We should note that pdftotext does not work with image-based PDF files.
4. Using Online Services
We can also use popular online services such as online2pdf.com to convert PDF files to ODT format. These offer a quick and simple way of converting PDF files to different formats. Furthermore, most have an OCR tool integrated, which means they can handle both text-based and image-based PDF files.
Online services take away the extra work of installing the conversion tools on our system. However, they may not be the best option when converting sensitive documents.
Let’s find out how to convert PDF files to ODT format using online2pdf.com. We can start by navigating to https://online2pdf.com/convert-pdf-to-odt on a browser of choice:
We can start the conversion process by clicking on the “Select files” button, or by dragging and dropping files. Once we’ve uploaded a file, we have the option to use an OCR tool or not depending on whether the PDF file is image-based or text-based:
When we click on the “Convert” button, the uploaded files will be converted, and the converted files will be automatically downloaded. This tool also supports exporting the input PDF file in other formats such as docx, xlsx, epub, and more.
The diversity of tools and methods available on Linux for converting PDF to ODT caters to various user preferences and requirements. From command-line utilities like pdftotext and pdf2odt, as well as the convenience of online services like online2pdf.com, Linux users have different options to tackle the task of document conversion efficiently.

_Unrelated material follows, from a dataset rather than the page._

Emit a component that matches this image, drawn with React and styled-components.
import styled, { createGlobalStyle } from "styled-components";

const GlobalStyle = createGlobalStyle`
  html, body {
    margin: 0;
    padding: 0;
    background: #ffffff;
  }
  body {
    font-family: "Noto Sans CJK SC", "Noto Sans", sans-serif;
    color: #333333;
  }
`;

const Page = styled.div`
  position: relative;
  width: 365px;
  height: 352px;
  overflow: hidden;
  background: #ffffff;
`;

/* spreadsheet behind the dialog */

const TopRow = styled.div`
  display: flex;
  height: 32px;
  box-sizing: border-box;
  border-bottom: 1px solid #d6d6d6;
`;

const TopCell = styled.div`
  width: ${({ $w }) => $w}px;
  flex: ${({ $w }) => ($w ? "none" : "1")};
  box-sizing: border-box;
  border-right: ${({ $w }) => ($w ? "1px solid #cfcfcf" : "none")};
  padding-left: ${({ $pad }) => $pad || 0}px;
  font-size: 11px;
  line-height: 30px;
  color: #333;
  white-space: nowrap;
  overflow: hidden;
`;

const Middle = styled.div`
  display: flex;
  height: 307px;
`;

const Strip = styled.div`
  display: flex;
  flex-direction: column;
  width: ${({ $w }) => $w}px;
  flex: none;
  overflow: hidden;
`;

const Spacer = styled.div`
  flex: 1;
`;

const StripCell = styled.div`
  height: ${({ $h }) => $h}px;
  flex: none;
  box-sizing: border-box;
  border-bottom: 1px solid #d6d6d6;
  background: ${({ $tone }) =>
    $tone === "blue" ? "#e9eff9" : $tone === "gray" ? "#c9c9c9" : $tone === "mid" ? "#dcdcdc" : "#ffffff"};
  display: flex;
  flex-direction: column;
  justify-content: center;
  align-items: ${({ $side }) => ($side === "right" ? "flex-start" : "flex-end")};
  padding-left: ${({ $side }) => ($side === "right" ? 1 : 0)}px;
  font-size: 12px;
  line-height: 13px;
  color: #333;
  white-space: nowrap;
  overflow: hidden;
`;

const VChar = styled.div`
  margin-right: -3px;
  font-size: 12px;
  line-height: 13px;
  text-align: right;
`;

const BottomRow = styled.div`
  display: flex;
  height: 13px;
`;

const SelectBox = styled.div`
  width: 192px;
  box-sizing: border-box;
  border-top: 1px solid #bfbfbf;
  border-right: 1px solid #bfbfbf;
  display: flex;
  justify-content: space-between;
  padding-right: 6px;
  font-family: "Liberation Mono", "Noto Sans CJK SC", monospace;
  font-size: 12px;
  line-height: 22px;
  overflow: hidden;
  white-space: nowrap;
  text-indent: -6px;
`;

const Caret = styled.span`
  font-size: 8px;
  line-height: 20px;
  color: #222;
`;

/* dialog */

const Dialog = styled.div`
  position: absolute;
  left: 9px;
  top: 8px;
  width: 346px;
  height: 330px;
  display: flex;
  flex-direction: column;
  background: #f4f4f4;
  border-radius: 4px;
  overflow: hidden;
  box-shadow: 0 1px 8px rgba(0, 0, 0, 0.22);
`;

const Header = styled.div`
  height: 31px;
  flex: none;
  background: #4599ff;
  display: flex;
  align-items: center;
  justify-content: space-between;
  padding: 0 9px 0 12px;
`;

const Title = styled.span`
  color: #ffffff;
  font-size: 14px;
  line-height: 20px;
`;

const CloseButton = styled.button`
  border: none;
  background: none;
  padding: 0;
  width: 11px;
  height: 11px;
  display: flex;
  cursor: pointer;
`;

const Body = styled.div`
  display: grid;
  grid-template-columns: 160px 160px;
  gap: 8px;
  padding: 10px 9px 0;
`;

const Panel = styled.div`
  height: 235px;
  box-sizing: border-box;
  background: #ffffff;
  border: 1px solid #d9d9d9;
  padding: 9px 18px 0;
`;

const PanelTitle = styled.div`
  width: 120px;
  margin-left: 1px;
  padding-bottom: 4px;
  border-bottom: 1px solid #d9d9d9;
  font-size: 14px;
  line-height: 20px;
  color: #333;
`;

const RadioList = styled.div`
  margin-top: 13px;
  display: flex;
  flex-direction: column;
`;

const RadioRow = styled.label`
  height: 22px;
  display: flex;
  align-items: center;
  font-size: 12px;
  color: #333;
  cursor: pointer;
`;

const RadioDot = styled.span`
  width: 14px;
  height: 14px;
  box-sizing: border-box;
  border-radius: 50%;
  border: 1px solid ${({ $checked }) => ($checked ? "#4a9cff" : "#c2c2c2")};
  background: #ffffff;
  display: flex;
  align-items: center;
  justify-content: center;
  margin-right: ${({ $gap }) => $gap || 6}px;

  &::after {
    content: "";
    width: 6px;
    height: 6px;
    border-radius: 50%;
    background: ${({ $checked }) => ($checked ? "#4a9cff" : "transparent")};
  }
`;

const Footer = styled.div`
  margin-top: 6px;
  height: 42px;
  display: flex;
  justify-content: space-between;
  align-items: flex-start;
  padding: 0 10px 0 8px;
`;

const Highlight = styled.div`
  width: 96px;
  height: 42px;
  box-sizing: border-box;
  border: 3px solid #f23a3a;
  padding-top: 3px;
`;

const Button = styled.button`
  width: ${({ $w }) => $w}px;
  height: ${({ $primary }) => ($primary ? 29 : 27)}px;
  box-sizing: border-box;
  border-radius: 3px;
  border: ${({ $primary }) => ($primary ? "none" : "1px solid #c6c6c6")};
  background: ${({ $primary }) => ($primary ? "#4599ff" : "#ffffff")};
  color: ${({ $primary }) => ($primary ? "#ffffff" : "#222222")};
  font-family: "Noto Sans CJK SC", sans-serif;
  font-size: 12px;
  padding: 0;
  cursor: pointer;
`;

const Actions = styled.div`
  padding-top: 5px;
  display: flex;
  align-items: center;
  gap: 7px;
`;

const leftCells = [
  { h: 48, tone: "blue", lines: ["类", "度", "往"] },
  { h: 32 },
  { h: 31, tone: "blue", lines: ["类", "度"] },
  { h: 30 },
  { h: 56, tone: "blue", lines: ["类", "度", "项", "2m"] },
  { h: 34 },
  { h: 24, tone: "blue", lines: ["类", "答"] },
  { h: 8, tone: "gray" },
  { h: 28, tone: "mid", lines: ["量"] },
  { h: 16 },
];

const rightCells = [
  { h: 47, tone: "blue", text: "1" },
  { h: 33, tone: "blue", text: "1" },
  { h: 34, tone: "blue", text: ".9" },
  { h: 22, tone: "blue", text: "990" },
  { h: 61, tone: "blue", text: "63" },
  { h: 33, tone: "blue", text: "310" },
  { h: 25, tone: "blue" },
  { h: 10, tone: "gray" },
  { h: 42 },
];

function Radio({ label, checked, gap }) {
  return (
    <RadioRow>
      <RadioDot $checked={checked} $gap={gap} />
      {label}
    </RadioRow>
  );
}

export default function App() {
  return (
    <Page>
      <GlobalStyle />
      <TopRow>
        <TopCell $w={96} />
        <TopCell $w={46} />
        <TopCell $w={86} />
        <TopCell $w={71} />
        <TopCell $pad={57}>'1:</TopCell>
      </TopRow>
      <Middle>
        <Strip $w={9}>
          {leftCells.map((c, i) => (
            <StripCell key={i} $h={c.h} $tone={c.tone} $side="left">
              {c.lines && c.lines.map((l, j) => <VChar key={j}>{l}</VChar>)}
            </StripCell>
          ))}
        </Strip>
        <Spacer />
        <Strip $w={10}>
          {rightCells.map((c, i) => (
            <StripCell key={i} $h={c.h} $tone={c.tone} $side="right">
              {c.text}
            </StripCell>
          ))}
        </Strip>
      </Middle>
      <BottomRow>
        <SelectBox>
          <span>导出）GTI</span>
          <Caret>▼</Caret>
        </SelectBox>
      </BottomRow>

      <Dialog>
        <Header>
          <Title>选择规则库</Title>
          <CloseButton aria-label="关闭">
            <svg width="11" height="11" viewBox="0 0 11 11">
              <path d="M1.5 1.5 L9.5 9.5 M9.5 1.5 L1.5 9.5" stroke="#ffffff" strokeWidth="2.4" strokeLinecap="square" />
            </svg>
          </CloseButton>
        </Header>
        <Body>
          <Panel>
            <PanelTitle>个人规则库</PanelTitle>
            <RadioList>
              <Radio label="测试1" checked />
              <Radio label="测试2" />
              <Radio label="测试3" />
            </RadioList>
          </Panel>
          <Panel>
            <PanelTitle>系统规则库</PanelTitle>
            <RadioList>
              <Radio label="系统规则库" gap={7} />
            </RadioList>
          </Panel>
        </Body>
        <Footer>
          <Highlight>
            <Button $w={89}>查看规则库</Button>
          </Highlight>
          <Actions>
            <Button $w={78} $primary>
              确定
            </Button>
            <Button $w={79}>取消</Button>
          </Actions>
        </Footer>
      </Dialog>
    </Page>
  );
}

Choosing the right tool often depends on the user’s proficiency with command-line interfaces, preference for graphical user interfaces, or the need for occasional or frequent conversions. Nevertheless, the rich selection of tools available in the Linux ecosystem ensures that converting PDF to ODT is a manageable and accessible task. We also need to be aware that the output ODT file may not have an identical layout to the input PDF file, especially if it has a complex layout.